I'm still amazed how the blame shifted from Microsoft to CrowdStrike. Yes, CrowdStrike update caused that -- but applications fail all the time. It was Microsoft's oversight to put it on Windows critical path.
And banks/airlines etc were hit hard because their _Windows_ didn't boot, not because of an application crash on a perfectly working Windows.
> Another way is if it has recently joined a botnet orchestrated from a geopolitical adversary of the United States after one of your junior programmers decided to install warez because the six figure annual salary was too little to fund their video game habit.
Fictional statements like this make me reluctant to read further, and ignore source of such "news" in the future.

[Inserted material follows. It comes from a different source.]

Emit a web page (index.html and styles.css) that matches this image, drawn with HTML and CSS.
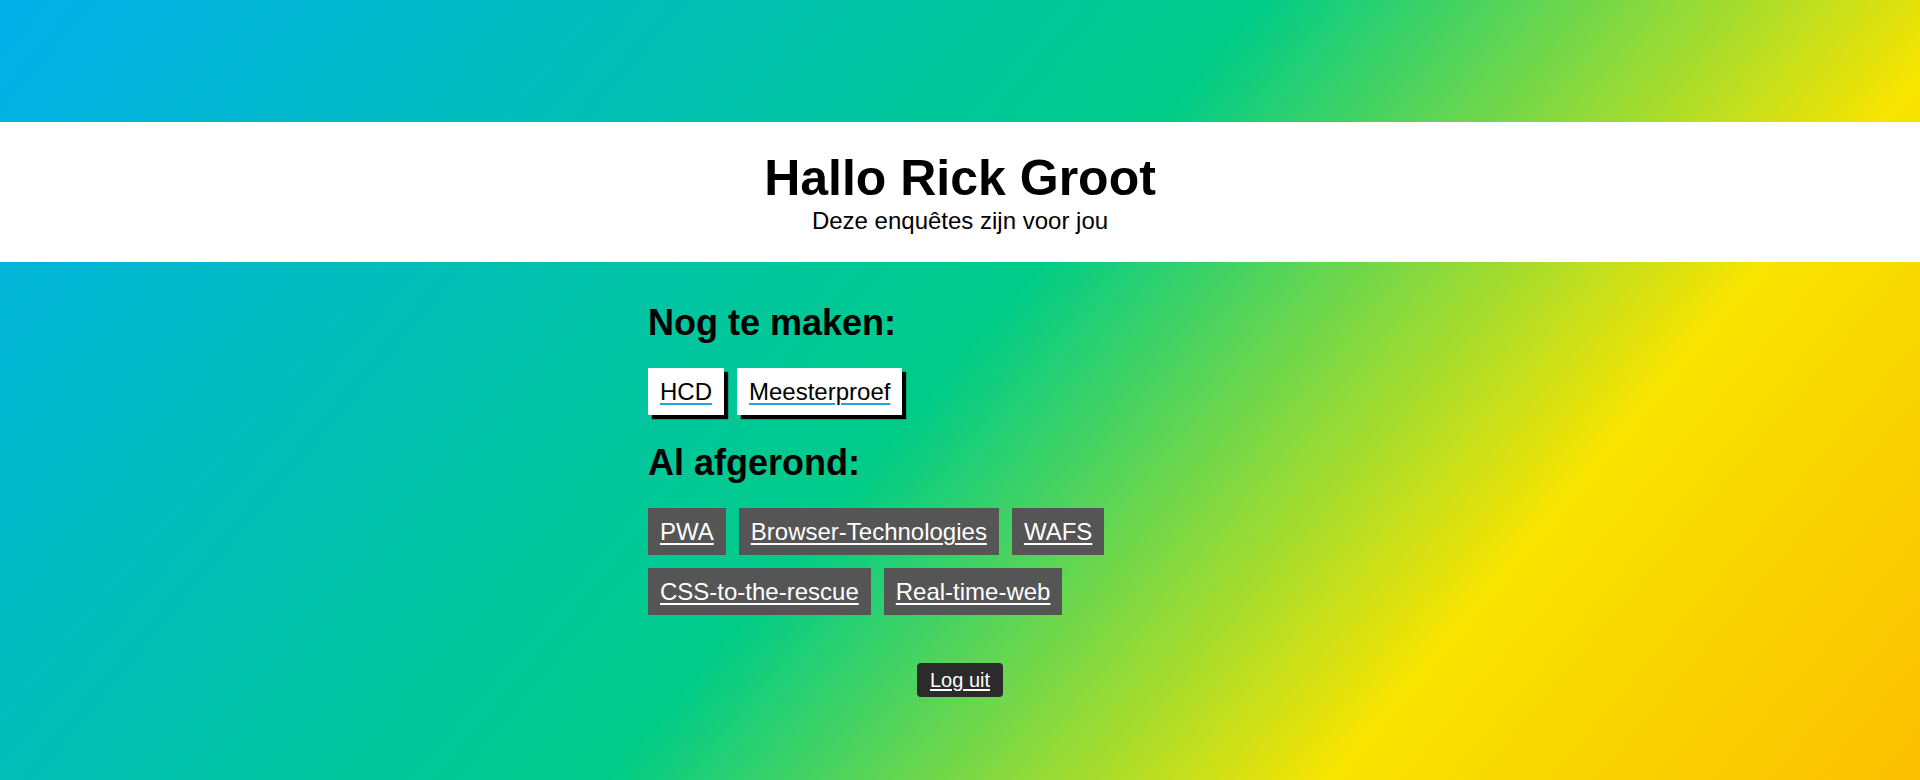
FILE: index.html
```html
<!DOCTYPE html>
<html lang="nl">
<head>
<meta charset="utf-8">
<title>Enquêtes</title>
<link rel="stylesheet" href="styles.css">
</head>
<body>
<div class="top-band"></div>
<header class="hero">
  <h1 class="hero-title">Hallo Rick Groot</h1>
  <p class="hero-sub">Deze enquêtes zijn voor jou</p>
</header>
<main class="content">
  <h2 class="section-title">Nog te maken:</h2>
  <div class="chips">
    <a class="chip chip-open" href="#">HCD</a>
    <a class="chip chip-open" href="#">Meesterproef</a>
  </div>
  <h2 class="section-title section-title-2">Al afgerond:</h2>
  <div class="chips">
    <a class="chip chip-done" href="#">PWA</a>
    <a class="chip chip-done" href="#">Browser-Technologies</a>
    <a class="chip chip-done" href="#">WAFS</a>
    <a class="chip chip-done" href="#">CSS-to-the-rescue</a>
    <a class="chip chip-done" href="#">Real-time-web</a>
  </div>
  <div class="logout-row">
    <a class="logout" href="#">Log uit</a>
  </div>
</main>
</body>
</html>
```

FILE: styles.css
```css
html, body {
  margin: 0;
  padding: 0;
}
body {
  min-height: 780px;
  font-family: "Liberation Sans", Arial, sans-serif;
  color: #000;
  background: linear-gradient(130deg, #02afea 0%, #00cc88 49%, #f8e400 77%, #fbbf00 100%);
}
.top-band {
  height: 122px;
}
.hero {
  box-sizing: border-box;
  background: #fff;
  text-align: center;
  padding-top: 28px;
  height: 140px;
}
.hero-title {
  margin: 0;
  font-size: 50px;
  line-height: 57px;
  font-weight: bold;
}
.hero-sub {
  margin: 0;
  font-size: 24px;
  line-height: 27px;
}
.content {
  width: 624px;
  margin: 0 auto;
  padding-top: 40px;
}
.section-title {
  margin: 0;
  font-size: 36px;
  line-height: 41px;
  font-weight: bold;
}
.section-title-2 {
  margin-top: 27px;
}
.chips {
  display: flex;
  flex-wrap: wrap;
  gap: 13px 13px;
  margin-top: 25px;
}
.chip {
  display: block;
  font-size: 24px;
  line-height: 27px;
  padding: 10px 12px;
  text-decoration: underline;
  text-decoration-thickness: 2px;
  text-underline-offset: 3px;
}
.chip-open {
  background: #fff;
  color: #000;
  text-decoration-color: #1ea2e0;
  box-shadow: 4px 4px 1px #000;
}
.chip-done {
  background: #555555;
  color: #fff;
  text-decoration-color: #fff;
}
.logout-row {
  display: flex;
  justify-content: center;
  margin-top: 48px;
}
.logout {
  display: block;
  background: #2b2b2b;
  color: #fff;
  font-size: 20px;
  line-height: 24px;
  padding: 5px 13px;
  border-radius: 4px;
  text-decoration: underline;
  text-underline-offset: 2px;
}
```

I like the technical stuff here.
I'm not so sure about this:
> money is core societal infrastructure, like the power grid and transportation systems are. It would be really bad if hackers working for a foreign government could just turn off money.
Sure, it would be inconvenient in the short term. But I think the current design is holding us back.
I suspect that most of us would have more to gain than to lose if we managed to shut off money-as-we-know-it and keep it off for long enough to iterate on alternatives. Any design that even tried to step beyond "well that's how we've always done it" would likely land somewhere better than what we're doing. Much has changed since Alexander Hamilton.
Maybe the IT departments at the affected orgs take solace in the fact that so many other orgs had issues that the heat is off - but in my opinion this was still a failure of IT itself. There's no reason that update should have been pushed automatically to the entire fleet. If Crowdstrike's software doesn't give you a way to rollout updates on a portion of your network before the entire fleet, it shouldn't be used.